“We are bracing ourselves for a global recession that will also have a considerable impact on our own performance in 2020,” Bosch Chief Financial Officer Stefan Asenkerschbaumer said in a statement.
“Given the many imponderables, we feel unable to make a reasonable forecast for the Bosch Group for the year as a whole. It will take a supreme effort to achieve at least a balanced result.”
To cut costs, Bosch has pushed out timeframes for making investments, reduced working hours for half of its staff in Germany and imposed salary reductions. Managers and executives are taking a 20% pay cut in April and May.
“Even if production has been ramped up again in China, and European industry is preparing for a ramp-up of its own, we have to steel ourselves for a severe global recession over 2020 as a whole,” the company said.
In January, before the coronacrisis had become a global pandemic, Bosch warned that global car production may have already reached its peak and released preliminary full-year earnings which showed weaker demand in Asia.
Bosch sales remained almost flat at 77.7 billion euros ($84.26 bln) last year, but earnings before interest and taxes (EBIT) fell 38% to 3.3 billion euros, down from 5.4 billion euros a year earlier, with the EBIT margin dropping to 4.2% from 7% in 2018, it said.

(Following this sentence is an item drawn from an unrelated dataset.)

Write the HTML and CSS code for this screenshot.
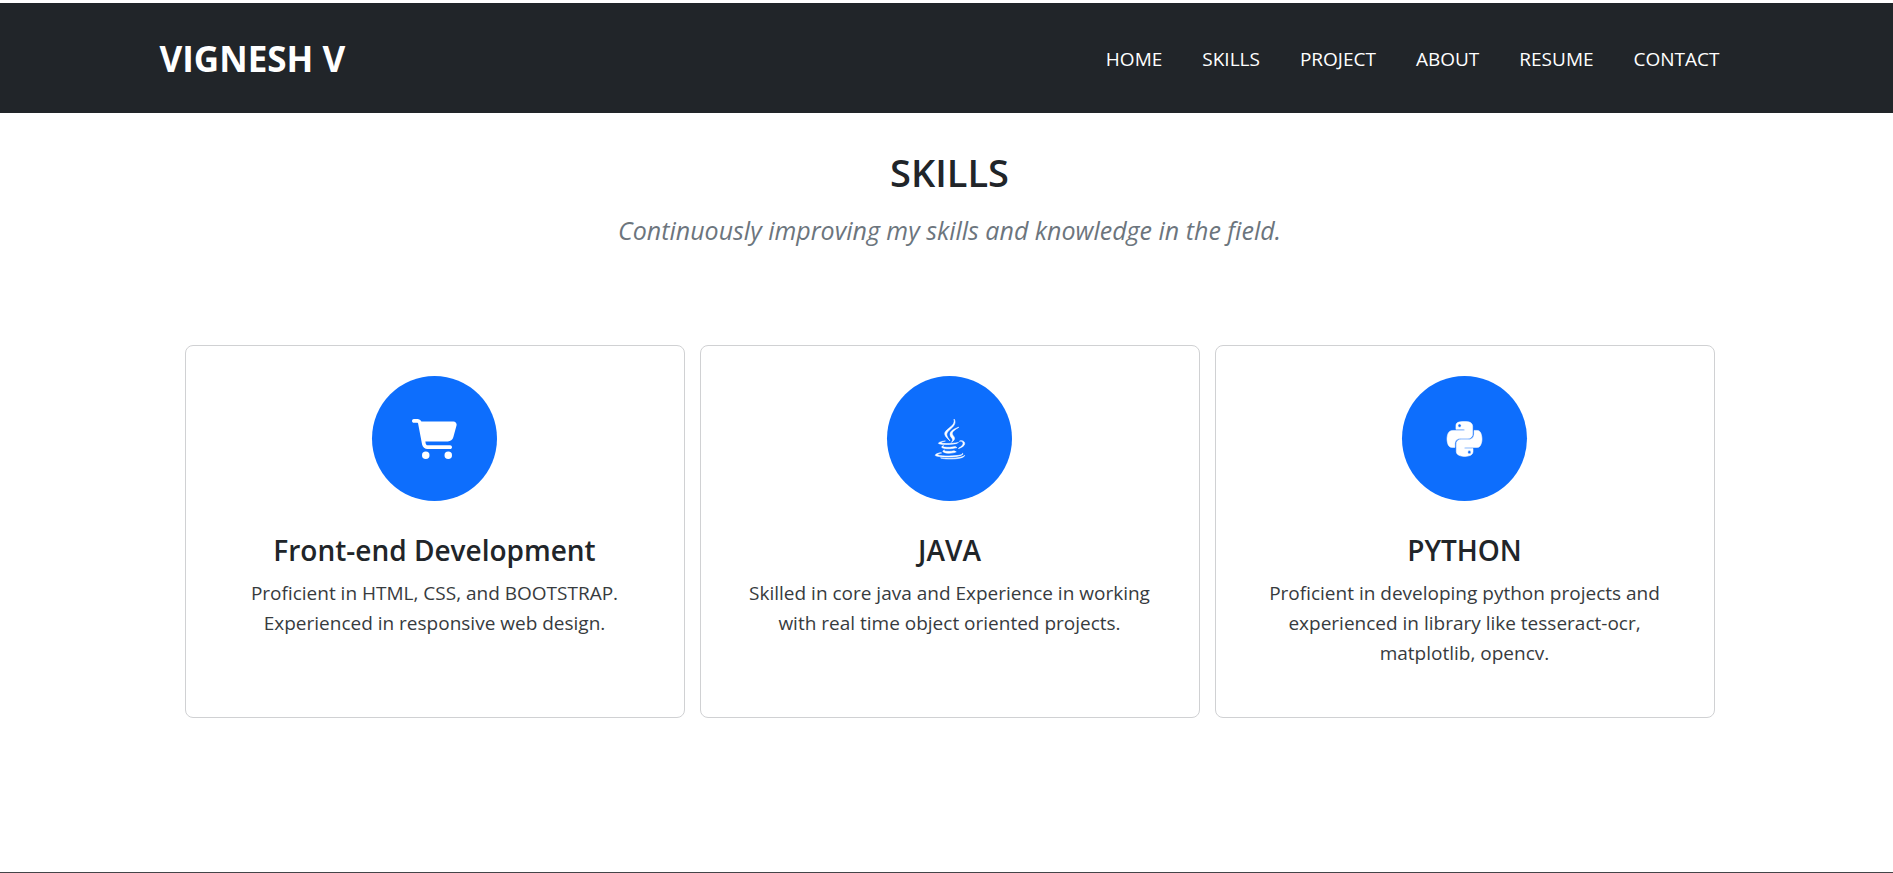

In the medium term, Bosch plans to return to a roughly 7% margin from operations.
The EBIT margin in its mobility services division, which includes automotive parts, fell to 1.9% last year as the Stuttgart-based supplier was forced to invest in the shift from combustion-engined to electric cars and to restructure its business.
Research and development expenditure rose by 7.8% to 6.1 billion euros, it said.
Group sales have continued to show weakness, dropping by 7.3% in the first quarter with the Mobility services segment showing a 7.7% decline.
Separately, Bosch said it will be capable of producing half a million facemasks a day after using its special purpose machinery unit to build a production line for facemasks.